Peux-tu revenir sur les raisons de la mobilisation des salariéEs de AIDES ? Après avoir annoncé en septembre dernier la suppression de la prime annuelle commune des salariés (soit une baisse de 6 % de la rémunération annuelle), la direction a présenté juste avant Noël un PSE (« plan de sauvegarde de l’emploi ») prévoyant 65 suppressions de postes sur 460 salariéEs. Dans son premier communiqué, la direction, pour justifier son PSE, écrit que les « financements publics sont en baisse constante depuis 3 ans ». Mais dans sa note officielle présentant le PSE, cette même direction écrit l’exact contraire : « on constate une augmentation de + 434K € entre 2010 et 2013 du total de nos financements publics ». Plus largement, les ressources de AIDES sont passées de 36,8 millions en 2009 à 40,6 millions en 2013 (+ 10,5 % !). Oui, AIDES subit, comme toutes les associations, l’austérité gouvernementale avec des subventions beaucoup plus contraintes (tarification à l’acte), mais c’est bien la faiblesse de pilotage de la direction qui est à l’origine de la crise actuelle. Ce PSE aurait tout à fait pu être évité. Mais pour cela, il aurait fallu que la direction tienne compte des recommandations des représentants du personnel au CCE depuis 2008, ainsi que de recommandations extérieures, en particulier sur la gestion financière et la politique salariale (Cour des comptes, et SECAFI pour le CCE).
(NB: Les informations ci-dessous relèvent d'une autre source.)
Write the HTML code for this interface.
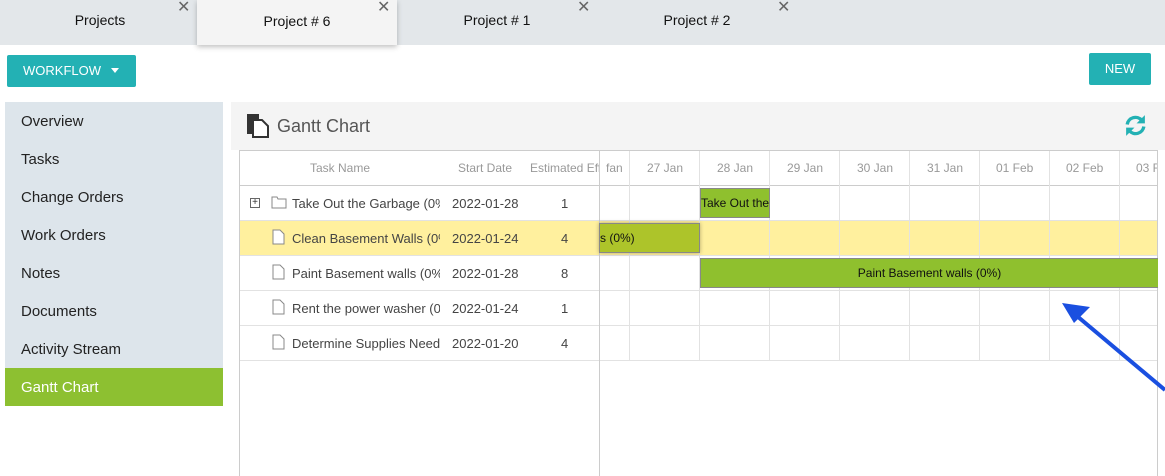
<!DOCTYPE html>
<html style="overflow:hidden;height:476px"><head><style>
*{margin:0;padding:0;box-sizing:border-box}
body{width:1165px;height:476px;overflow:hidden;background:#fff;font-family:"Liberation Sans",Arial,sans-serif;position:relative;color:#333}
.abs{position:absolute}
.tabbar{left:0;top:0;width:1165px;height:45px;background:#e3e7ea}
.tab{top:0;width:200px;height:45px;text-align:center;font-size:14px;line-height:40px;color:#111}
.x{font-size:16px;color:#666;top:-3px}
.side{left:5px;top:102px;width:218px;height:304px;background:#dde5eb}
.si{left:5px;width:218px;height:38px;font-size:15px;line-height:40px;padding-left:16px;color:#222}
.cell{position:absolute;font-size:13px;color:#444;white-space:nowrap;overflow:hidden}
.h{font-size:12px;color:#999}
.vl{position:absolute;width:1px;background:#e2e2e2}
.hl{position:absolute;height:1px;background:#e2e2e2}
.bar{position:absolute;height:30px;border:1px solid #888;font-size:12px;line-height:28px;color:#111;white-space:nowrap;overflow:hidden}
</style></head><body>
<div class="abs tabbar"></div>
<div class="abs tab" style="left:0">Projects</div>
<div class="abs tab" style="left:197px;background:#f4f4f4;box-shadow:0 2px 5px rgba(0,0,0,.25);line-height:42px">Project # 6</div>
<div class="abs tab" style="left:397px">Project # 1</div>
<div class="abs tab" style="left:597px">Project # 2</div>
<div class="abs x" style="left:177px">✕</div>
<div class="abs x" style="left:377px">✕</div>
<div class="abs x" style="left:577px">✕</div>
<div class="abs x" style="left:777px">✕</div>

<div class="abs" style="left:7px;top:55px;width:129px;height:32px;background:#23b1b4;color:#fff;font-size:13px;line-height:32px;padding-left:16px;border-radius:2px">WORKFLOW <span style="display:inline-block;margin-left:6px;border-left:4px solid transparent;border-right:4px solid transparent;border-top:5px solid #fff;vertical-align:2px"></span></div>
<div class="abs" style="left:1089px;top:53px;width:62px;height:32px;background:#23b1b4;color:#fff;font-size:13px;line-height:32px;text-align:center;border-radius:2px">NEW</div>

<div class="abs side"></div>
<div class="abs si" style="top:102px">Overview</div>
<div class="abs si" style="top:140px">Tasks</div>
<div class="abs si" style="top:178px">Change Orders</div>
<div class="abs si" style="top:216px">Work Orders</div>
<div class="abs si" style="top:254px">Notes</div>
<div class="abs si" style="top:292px">Documents</div>
<div class="abs si" style="top:330px">Activity Stream</div>
<div class="abs si" style="top:368px;background:#8dc031;color:#fff">Gantt Chart</div>

<div class="abs" style="left:231px;top:102px;width:934px;height:48px;background:#f4f4f4"></div>
<svg class="abs" style="left:246px;top:114px" width="26" height="24" viewBox="0 0 26 24"><rect x="1" y="0" width="12" height="20" fill="#333"/><path d="M7 6h9l6 6v11H7z" fill="#fff" stroke="#333" stroke-width="2"/></svg>
<div class="abs" style="left:277px;top:116px;font-size:18px;color:#555">Gantt Chart</div>
<svg class="abs" style="left:1123px;top:113px" width="25" height="25" viewBox="0 0 24 24"><path d="M4 11a8 8 0 0 1 14-4" fill="none" stroke="#23b1b4" stroke-width="3.2"/><path d="M21 2v8h-8z" fill="#23b1b4"/><path d="M20 13a8 8 0 0 1-14 4" fill="none" stroke="#23b1b4" stroke-width="3.2"/><path d="M3 22v-8h8z" fill="#23b1b4"/></svg>

<div class="abs" style="left:239px;top:150px;width:919px;height:326px;border:1px solid #ccc;border-bottom:none"></div>
<div class="abs" style="left:240px;top:220px;width:917px;height:35px;background:#fff09e"></div>
<div class="hl" style="left:240px;top:185px;width:917px;background:#ccc"></div>
<div class="hl" style="left:240px;top:220px;width:917px"></div>
<div class="hl" style="left:240px;top:255px;width:917px"></div>
<div class="hl" style="left:240px;top:290px;width:917px"></div>
<div class="hl" style="left:240px;top:325px;width:917px"></div>
<div class="hl" style="left:240px;top:360px;width:917px"></div>
<div class="vl" style="left:599px;top:151px;height:325px;background:#ccc"></div>
<div class="vl" style="left:629px;top:151px;height:209px"></div>
<div class="vl" style="left:699px;top:151px;height:209px"></div>
<div class="vl" style="left:769px;top:151px;height:209px"></div>
<div class="vl" style="left:839px;top:151px;height:209px"></div>
<div class="vl" style="left:909px;top:151px;height:209px"></div>
<div class="vl" style="left:979px;top:151px;height:209px"></div>
<div class="vl" style="left:1049px;top:151px;height:209px"></div>
<div class="vl" style="left:1119px;top:151px;height:209px"></div>

<div class="cell h" style="left:310px;top:161px">Task Name</div>
<div class="cell h" style="left:458px;top:161px">Start Date</div>
<div class="cell h" style="left:530px;top:161px;width:69px">Estimated Effort</div>
<div class="cell h" style="left:606px;top:161px;width:23px">fan</div>
<div class="cell h" style="left:647px;top:161px">27 Jan</div>
<div class="cell h" style="left:717px;top:161px">28 Jan</div>
<div class="cell h" style="left:787px;top:161px">29 Jan</div>
<div class="cell h" style="left:857px;top:161px">30 Jan</div>
<div class="cell h" style="left:927px;top:161px">31 Jan</div>
<div class="cell h" style="left:996px;top:161px">01 Feb</div>
<div class="cell h" style="left:1066px;top:161px">02 Feb</div>
<div class="cell h" style="left:1136px;top:161px;width:21px">03 Feb</div>

<div class="abs" style="left:250px;top:198px;width:10px;height:10px;border:1px solid #666;font-size:10px;line-height:8px;text-align:center">+</div>
<svg class="abs" style="left:271px;top:195px" width="16" height="14"><path d="M1 2h5l1 2h8v9H1z" fill="#fff" stroke="#888"/></svg>
<svg class="abs" style="left:272px;top:229px" width="13" height="16"><path d="M1 1h7l4 4v10H1z" fill="#fff" stroke="#888"/></svg>
<svg class="abs" style="left:272px;top:264px" width="13" height="16"><path d="M1 1h7l4 4v10H1z" fill="#fff" stroke="#888"/></svg>
<svg class="abs" style="left:272px;top:299px" width="13" height="16"><path d="M1 1h7l4 4v10H1z" fill="#fff" stroke="#888"/></svg>
<svg class="abs" style="left:272px;top:334px" width="13" height="16"><path d="M1 1h7l4 4v10H1z" fill="#fff" stroke="#888"/></svg>

<div class="cell" style="left:292px;top:196px;width:148px">Take Out the Garbage (0%)</div>
<div class="cell" style="left:292px;top:231px;width:148px">Clean Basement Walls (0%)</div>
<div class="cell" style="left:292px;top:266px;width:148px">Paint Basement walls (0%)</div>
<div class="cell" style="left:292px;top:301px;width:148px">Rent the power washer (0%)</div>
<div class="cell" style="left:292px;top:336px;width:148px">Determine Supplies Needed</div>
<div class="cell" style="left:452px;top:196px">2022-01-28</div>
<div class="cell" style="left:452px;top:231px">2022-01-24</div>
<div class="cell" style="left:452px;top:266px">2022-01-28</div>
<div class="cell" style="left:452px;top:301px">2022-01-24</div>
<div class="cell" style="left:452px;top:336px">2022-01-20</div>
<div class="cell" style="left:561px;top:196px">1</div>
<div class="cell" style="left:561px;top:231px">4</div>
<div class="cell" style="left:561px;top:266px">8</div>
<div class="cell" style="left:561px;top:301px">1</div>
<div class="cell" style="left:561px;top:336px">4</div>

<div class="bar" style="left:700px;top:188px;width:70px;background:#8fc02e">Take Out the Garbage</div>
<div class="bar" style="left:599px;top:223px;width:101px;background:#adc42a;box-shadow:0 0 4px rgba(0,0,0,.3)">s (0%)</div>
<div class="bar" style="left:700px;top:258px;width:458px;background:#8fc02e;text-align:center;border-right:none">Paint Basement walls (0%)</div>

<svg class="abs" style="left:1055px;top:295px" width="110" height="100"><line x1="110" y1="95" x2="16" y2="16" stroke="#1a4fe0" stroke-width="4"/><path d="M7 8l28 4l-16 16z" fill="#1a4fe0"/></svg>
</body></html>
Au-delà du PSE, la façon dont se comporte la direction cristallise aussi visiblement la colère. Peux-tu nous en dire plus ? Par où commencer ? Bien sûr, l’incapacité de la direction à anticiper : en juin dernier, dans son discours au congrès, le directeur général annonçait « une période d’accalmie structurelle (…) et de simples ajustements structurels pour peaufiner notre merveilleuse association »… Les futurs licenciéEs apprécieront… Une politique salariale inégalitaire en contradiction complète avec nos principes : les 10 plus hauts salaires ont augmenté de 37 % en 4 ans alors que ceux des animateurs de terrain ne prenaient que 9,8 % sur la même période, avec un directeur général qui touche 143 762 euros en 2012 ! Ce qui ne l’empêche pas de citer Che Guevara dans ses discours… Et dans son PSE, la direction ne programmait que le minimum légal pour les indemnités de départ des personnels licenciés… Il aura fallu deux grèves, une intersyndicale unie et offensive pour que la direction accepte de revenir à la table des négociations avec d’autres propositions.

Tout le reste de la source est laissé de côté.